Output the material beneath this task exactly, images excluded.

━━━━━━━━━━━━━━━━━━━━

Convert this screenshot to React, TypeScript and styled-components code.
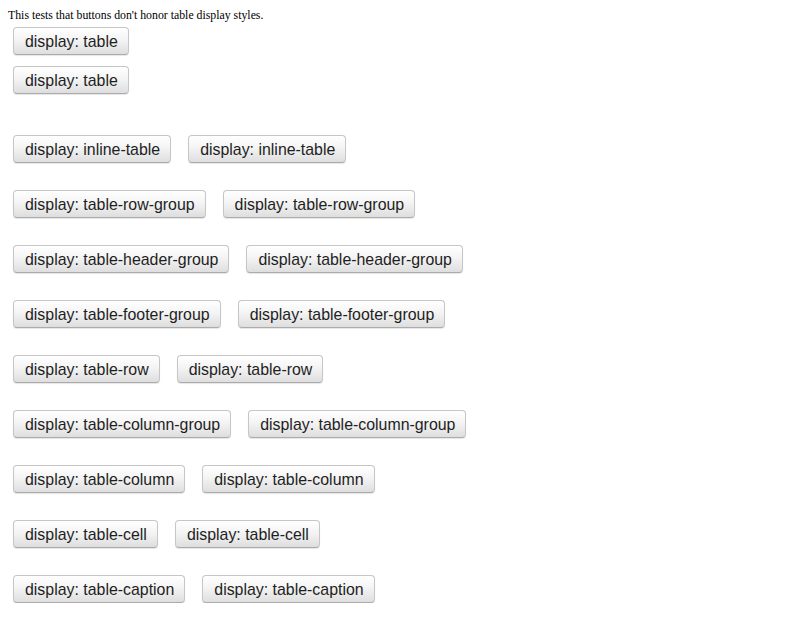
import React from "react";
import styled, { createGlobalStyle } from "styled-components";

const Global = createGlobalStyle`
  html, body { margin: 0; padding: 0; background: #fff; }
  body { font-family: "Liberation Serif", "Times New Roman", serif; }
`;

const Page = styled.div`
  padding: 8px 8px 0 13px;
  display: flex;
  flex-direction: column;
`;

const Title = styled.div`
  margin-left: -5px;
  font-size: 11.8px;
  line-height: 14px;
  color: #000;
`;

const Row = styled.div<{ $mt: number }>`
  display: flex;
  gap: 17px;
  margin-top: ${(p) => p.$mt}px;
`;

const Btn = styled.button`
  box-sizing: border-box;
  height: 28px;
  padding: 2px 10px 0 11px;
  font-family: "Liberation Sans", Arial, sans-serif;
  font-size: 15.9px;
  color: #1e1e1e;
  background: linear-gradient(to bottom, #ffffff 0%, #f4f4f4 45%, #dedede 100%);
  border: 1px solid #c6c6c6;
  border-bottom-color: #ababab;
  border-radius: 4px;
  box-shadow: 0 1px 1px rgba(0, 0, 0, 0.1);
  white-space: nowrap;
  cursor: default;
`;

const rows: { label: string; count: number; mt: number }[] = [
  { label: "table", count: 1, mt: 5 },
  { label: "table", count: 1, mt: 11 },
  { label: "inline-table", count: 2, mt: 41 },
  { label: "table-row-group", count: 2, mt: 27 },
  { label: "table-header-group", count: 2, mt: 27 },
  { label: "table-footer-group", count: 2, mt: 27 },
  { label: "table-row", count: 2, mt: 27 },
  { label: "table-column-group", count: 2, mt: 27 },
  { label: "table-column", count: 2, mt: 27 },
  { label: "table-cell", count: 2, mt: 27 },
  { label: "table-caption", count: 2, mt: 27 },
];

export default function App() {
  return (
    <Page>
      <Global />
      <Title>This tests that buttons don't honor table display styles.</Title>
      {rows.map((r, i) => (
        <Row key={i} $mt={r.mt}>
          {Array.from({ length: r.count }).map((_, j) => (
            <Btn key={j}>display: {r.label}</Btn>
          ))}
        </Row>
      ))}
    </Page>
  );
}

━━━━━━━━━━━━━━━━━━━━

**FULL OUTPUT:**
Convert this screenshot to React, TypeScript and styled-components code.
import React from "react";
import styled, { createGlobalStyle } from "styled-components";

const Global = createGlobalStyle`
  html, body { margin: 0; padding: 0; background: #fff; }
  body { font-family: "Liberation Serif", "Times New Roman", serif; }
`;

const Page = styled.div`
  padding: 8px 8px 0 13px;
  display: flex;
  flex-direction: column;
`;

const Title = styled.div`
  margin-left: -5px;
  font-size: 11.8px;
  line-height: 14px;
  color: #000;
`;

const Row = styled.div<{ $mt: number }>`
  display: flex;
  gap: 17px;
  margin-top: ${(p) => p.$mt}px;
`;

const Btn = styled.button`
  box-sizing: border-box;
  height: 28px;
  padding: 2px 10px 0 11px;
  font-family: "Liberation Sans", Arial, sans-serif;
  font-size: 15.9px;
  color: #1e1e1e;
  background: linear-gradient(to bottom, #ffffff 0%, #f4f4f4 45%, #dedede 100%);
  border: 1px solid #c6c6c6;
  border-bottom-color: #ababab;
  border-radius: 4px;
  box-shadow: 0 1px 1px rgba(0, 0, 0, 0.1);
  white-space: nowrap;
  cursor: default;
`;

const rows: { label: string; count: number; mt: number }[] = [
  { label: "table", count: 1, mt: 5 },
  { label: "table", count: 1, mt: 11 },
  { label: "inline-table", count: 2, mt: 41 },
  { label: "table-row-group", count: 2, mt: 27 },
  { label: "table-header-group", count: 2, mt: 27 },
  { label: "table-footer-group", count: 2, mt: 27 },
  { label: "table-row", count: 2, mt: 27 },
  { label: "table-column-group", count: 2, mt: 27 },
  { label: "table-column", count: 2, mt: 27 },
  { label: "table-cell", count: 2, mt: 27 },
  { label: "table-caption", count: 2, mt: 27 },
];

export default function App() {
  return (
    <Page>
      <Global />
      <Title>This tests that buttons don't honor table display styles.</Title>
      {rows.map((r, i) => (
        <Row key={i} $mt={r.mt}>
          {Array.from({ length: r.count }).map((_, j) => (
            <Btn key={j}>display: {r.label}</Btn>
          ))}
        </Row>
      ))}
    </Page>
  );
}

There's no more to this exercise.